Many of our new technologies and knowledge require an unusual amount of stability and prosperity. If the stability is interrupted then I see no reason why we would keep that knowledge around.

This is more likely to occur if we take deliberate steps to make it more likely!

No argument there. I am all for heading to the stars. Ad Astra Per Aspera! :)

Masquerouge said:
All I'm saying is that it can be seen as exponential (no growth for a long time and then the beginning of a spike), and THAT is an argument for the Singularity

Singularity requires not only a beginning of an exponential spike but the continuance of teh spike indefinitely. It is the 2nd requirement that I doubt.


Eli said:
The first and boring solution is the impossibility of FTL travel. It's simply impossible to travel FTL no matter how much you talk about wormholes and singularities and whatnot. All intelligent life is forever forced to use expensive chemical or nuclear propulsion and it never expands beyond it's solar system.

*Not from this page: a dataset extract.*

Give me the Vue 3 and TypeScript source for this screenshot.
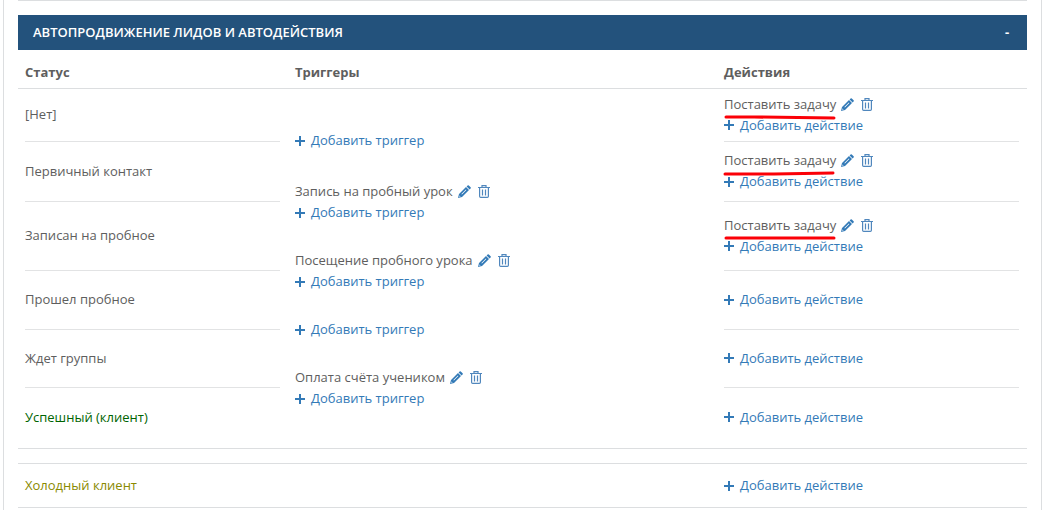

Fermi Paradox does not need FTL travel to define the paradox. The paradox exists even if there is no FTL travel. AFAIK, there is no satisfactory solution to the paradox as yet which does not violate either Occam's Razor or Principle of Mediocrity.
 
Fermi Paradox does not need FTL travel to define the paradox. The paradox exists even if there is no FTL travel. AFAIK, there is no satisfactory solution to the paradox as yet which does not violate either Occam's Razor or Principle of Mediocrity.

I dont see how any of the solutions I proposed violate any of these principles.

If FTL travel, or to be even more constricting, any space travel, is either impossible or so expensive as to be not worth the investment, then no race, including ourselves, will ever expand beyond it's solar system with the exception of a small number of Voyager style probes that will never be found.